Ringfort (Rath), Knockadigeen, Co. Tipperary
Co. Tipperary |
Ringforts
On the lower western slope of Knockadigeen Hill in County Tipperary, a roughly circular earthwork sits quietly in pasture, its banks and ditches still largely intact after more than a thousand years.
This is a rath, the Irish term for a ringfort, the most common monument type surviving in the Irish landscape. These enclosures, typically built during the early medieval period between roughly the fifth and twelfth centuries, were the farmsteads of farming families, defined by one or more banks of earth thrown up from an accompanying ditch, or fosse. The example at Knockadigeen is a bivallate type, meaning it has two concentric banks with a fosse between them, which places it among the more substantially defended end of the ringfort spectrum.

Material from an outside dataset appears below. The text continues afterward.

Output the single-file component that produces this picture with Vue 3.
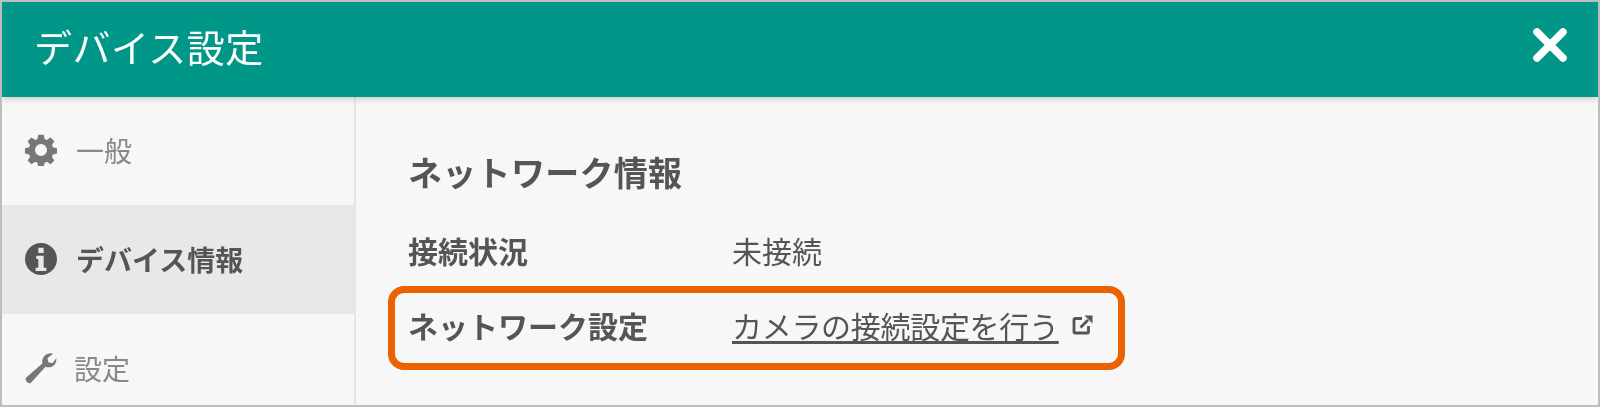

The earthwork measures approximately 26.5 metres north to south and 23.5 metres east to west, making it a modestly sized but well-defined enclosure. The inner bank stands around 1.28 metres above the interior ground level and slightly less on its outer face, while the fosse between the two banks is wide and U-shaped, reaching over two metres in depth and more than four metres across. An outer bank beyond the fosse adds a further layer of definition to the whole. The asymmetry of survival is telling: the western and downslope portions of both banks are in noticeably better condition than the south-eastern quadrant, where the outer bank has been destroyed entirely. No formal entrance survives, though a cattle break in the western sector carries a faint suggestion of an original causeway crossing the fosse, the usual means of access in ringforts of this kind. The interior slopes gently westward and has suffered some disturbance from animal burrowing, and scrub now covers the inner bank and fosse along the southern arc.